Barrett hasn’t ruled on cases involving LGBTQ rights on the 7th Circuit, but in October 2015, a few months after the court ruled in Obergefell, she signed on to a letter in advance of an assembly of Catholic bishops that expressed support for a host of Catholic teachings, including that marriage should only be between a man and a woman and opposition to abortion.

Guns

As a 7th Circuit judge, Barrett wrote in a dissenting opinion in March 2019 that the Second Amendment had been treated as a “second-class” right, echoing the sentiments of other conservative judges and gun rights advocates. In that case, Barrett wrote that she would be in favor of expanding the Second Amendment’s gun rights protections to certain nonviolent former offenders, splitting with her two colleagues in the majority.

Pressed by Durbin to explain that decision, Barrett said that based on her review of the history of gun rights in the United States, she concluded someone shouldn’t lose their right to have a gun solely because they were convicted of a felony crime.

“There had to be a showing of dangerousness,” Barrett said. She said it was possible the government could show that a person convicted of a nonviolent felony should still lose their right to have a gun, but, “I think we could all agree that we ought to be careful of saying that because someone’s a felon they lose any of their individual rights.”

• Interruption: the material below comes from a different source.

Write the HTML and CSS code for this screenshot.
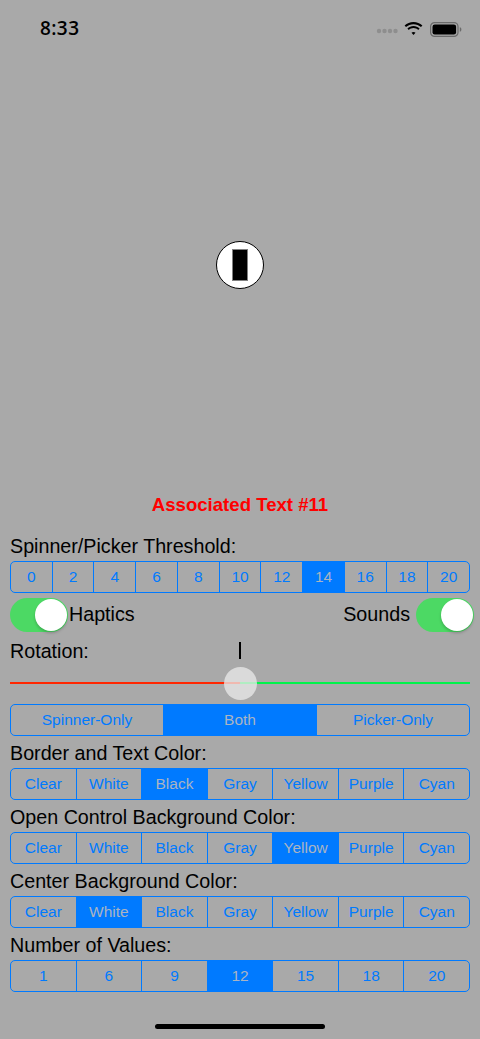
FILE: index.html
```html
<!DOCTYPE html>
<html>
<head>
<meta charset="utf-8">
<link rel="stylesheet" href="styles.css">
</head>
<body>
<div class="screen">
  <div class="status">
    <span class="time">8:33</span>
    <div class="status-icons">
      <svg class="dots" width="22" height="6" viewBox="0 0 22 6"><circle cx="3" cy="3" r="2.2" fill="#8e8e8e"/><circle cx="8.5" cy="3" r="2.2" fill="#8e8e8e"/><circle cx="14" cy="3" r="2.2" fill="#8e8e8e"/><circle cx="19.5" cy="3" r="2.2" fill="#8e8e8e"/></svg>
      <svg class="wifi" width="19" height="14" viewBox="0 0 19 14"><path d="M9.5 2.2c2.9 0 5.5 1.1 7.5 2.9l1.4-1.5C16 1.4 12.9 0 9.5 0S3 1.4.6 3.6L2 5.1c2-1.8 4.6-2.9 7.5-2.9z" fill="#000"/><path d="M9.5 6.1c1.8 0 3.4.7 4.7 1.8l1.4-1.5C14 5 11.8 4 9.5 4S5 5 3.4 6.4l1.4 1.5C6.1 6.8 7.7 6.1 9.5 6.1z" fill="#000"/><path d="M9.5 9.9c.8 0 1.5.3 2 .8L9.5 13 7.5 10.7c.5-.5 1.2-.8 2-.8z" fill="#000"/></svg>
      <svg class="battery" width="32" height="15" viewBox="0 0 32 15"><rect x="0.6" y="0.6" width="27.4" height="13.8" rx="4" fill="none" stroke="#6a6a6a" stroke-width="1.2"/><rect x="2.5" y="2.5" width="23.6" height="10" rx="2.2" fill="#000"/><path d="M29.8 5.2c1 .3 1.6 1.2 1.6 2.3s-.6 2-1.6 2.3z" fill="#6a6a6a"/></svg>
    </div>
  </div>

  <div class="stage">
    <div class="knob"><div class="knob-bar"></div></div>
  </div>

  <div class="assoc">Associated Text #11</div>

  <div class="controls">
    <div class="label first">Spinner/Picker Threshold:</div>
    <div class="seg">
      <div class="item">0</div><div class="item">2</div><div class="item">4</div><div class="item">6</div><div class="item">8</div><div class="item">10</div><div class="item">12</div><div class="item on">14</div><div class="item">16</div><div class="item">18</div><div class="item">20</div>
    </div>

    <div class="switch-row">
      <div class="switch-group">
        <div class="switch"><div class="switch-knob"></div></div>
        <span class="switch-label">Haptics</span>
      </div>
      <div class="switch-group">
        <span class="switch-label right">Sounds</span>
        <div class="switch"><div class="switch-knob"></div></div>
      </div>
    </div>

    <div class="rotation-row">
      <span class="rot-label">Rotation:</span>
      <span class="tick"></span>
      <span></span>
    </div>

    <div class="slider">
      <div class="track">
        <div class="track-min"></div>
        <div class="track-max"></div>
        <div class="thumb"></div>
      </div>
    </div>

    <div class="seg seg-mode">
      <div class="item">Spinner-Only</div><div class="item on">Both</div><div class="item">Picker-Only</div>
    </div>

    <div class="label">Border and Text Color:</div>
    <div class="seg">
      <div class="item">Clear</div><div class="item">White</div><div class="item on">Black</div><div class="item">Gray</div><div class="item">Yellow</div><div class="item">Purple</div><div class="item">Cyan</div>
    </div>

    <div class="label">Open Control Background Color:</div>
    <div class="seg">
      <div class="item">Clear</div><div class="item">White</div><div class="item">Black</div><div class="item">Gray</div><div class="item on">Yellow</div><div class="item">Purple</div><div class="item">Cyan</div>
    </div>

    <div class="label">Center Background Color:</div>
    <div class="seg">
      <div class="item">Clear</div><div class="item on">White</div><div class="item">Black</div><div class="item">Gray</div><div class="item">Yellow</div><div class="item">Purple</div><div class="item">Cyan</div>
    </div>

    <div class="label">Number of Values:</div>
    <div class="seg">
      <div class="item">1</div><div class="item">6</div><div class="item">9</div><div class="item on">12</div><div class="item">15</div><div class="item">18</div><div class="item">20</div>
    </div>
  </div>

  <div class="home-bar"></div>
</div>
</body>
</html>
```

FILE: styles.css
```css
* { box-sizing: border-box; }

html, body {
  margin: 0;
  padding: 0;
  background: #a9a9a9;
}

body {
  font-family: "Liberation Sans", Arial, sans-serif;
  color: #000;
}

.screen {
  width: 480px;
  height: 1039px;
  display: flex;
  flex-direction: column;
  overflow: hidden;
}

.status {
  height: 50px;
  display: flex;
  align-items: center;
  justify-content: space-between;
  padding: 6px 18px 0 40px;
}

.time {
  font-size: 19px;
  font-weight: 600;
  letter-spacing: 0.4px;
  font-family: "Open Sans", "Liberation Sans", sans-serif;
}

.status-icons {
  display: flex;
  align-items: center;
  gap: 6px;
  margin-top: 2px;
}

.dots { margin-top: 3px; }
.wifi { margin-right: 1px; }

.stage {
  height: 440px;
  display: flex;
  justify-content: center;
  padding-top: 191px;
}

.knob {
  width: 48px;
  height: 48px;
  border-radius: 50%;
  background: #fff;
  border: 1.5px solid #000;
  display: flex;
  align-items: center;
  justify-content: center;
}

.knob-bar {
  width: 16px;
  height: 32px;
  background: #000;
  border: 1.5px solid #808080;
}

.assoc {
  height: 30px;
  line-height: 30px;
  text-align: center;
  color: #ff0000;
  font-weight: 700;
  font-size: 18.6px;
}

.controls {
  padding: 0 10px;
  display: flex;
  flex-direction: column;
}

.label {
  height: 32px;
  line-height: 32px;
  font-size: 19.7px;
  padding-top: 1px;
  white-space: nowrap;
}

.label.first {
  margin-top: 9px;
}

.seg {
  height: 32px;
  display: flex;
  border: 1px solid #007aff;
  border-radius: 5px;
  overflow: hidden;
}

.item {
  flex: 1 1 0;
  display: flex;
  align-items: center;
  justify-content: center;
  color: #007aff;
  font-size: 15.5px;
  border-left: 1px solid #007aff;
}

.item:first-child { border-left: none; }

.item.on {
  background: #007aff;
  color: #aab4c2;
}

.switch-row {
  height: 35px;
  margin-top: 4px;
  margin-right: -4px;
  display: flex;
  justify-content: space-between;
  align-items: center;
}

.switch-group {
  display: flex;
  align-items: center;
}

.switch {
  width: 58px;
  height: 34px;
  border-radius: 17px;
  background: #4cd964;
  display: flex;
  justify-content: flex-end;
  align-items: center;
  padding: 1px;
}

.switch-knob {
  width: 32px;
  height: 32px;
  border-radius: 50%;
  background: #fff;
  box-shadow: 0 2px 3px rgba(0,0,0,0.2);
}

.switch-label {
  font-size: 19.7px;
  margin-left: 1px;
}

.switch-label.right {
  margin-left: 0;
  margin-right: 6px;
}

.rotation-row {
  height: 32px;
  margin-top: 2px;
  display: grid;
  grid-template-columns: 1fr auto 1fr;
  align-items: center;
}

.rot-label {
  font-size: 19.7px;
  padding-top: 2px;
}

.tick {
  width: 1.5px;
  height: 17px;
  background: #000;
}

.slider {
  height: 32px;
  margin-top: 1px;
  display: flex;
  align-items: center;
}

.track {
  position: relative;
  flex: 1;
  height: 2px;
  display: flex;
}

.track-min { flex: 1; background: #ff2600; }
.track-max { flex: 1; background: #00f34a; }

.thumb {
  position: absolute;
  left: 50%;
  top: 50%;
  width: 33px;
  height: 33px;
  margin-left: -16.5px;
  margin-top: -16.5px;
  border-radius: 50%;
  background: rgba(235,235,235,0.75);
}

.seg-mode {
  margin-top: 5px;
}

.home-bar {
  width: 170px;
  height: 5px;
  border-radius: 3px;
  background: #000;
  margin: auto auto 10px;
}
```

It’s been a decade since the Supreme Court took up a major gun rights case. Earlier this year, Kavanaugh, Gorsuch, and Justices Samuel Alito Jr. and Clarence Thomas indicated they wanted the court to take up the Second Amendment again soon. Kavanaugh wrote at the time that he had “concern that some federal and state courts may not be properly applying” some of the court’s previous decisions establishing an individual’s right to have a gun at home.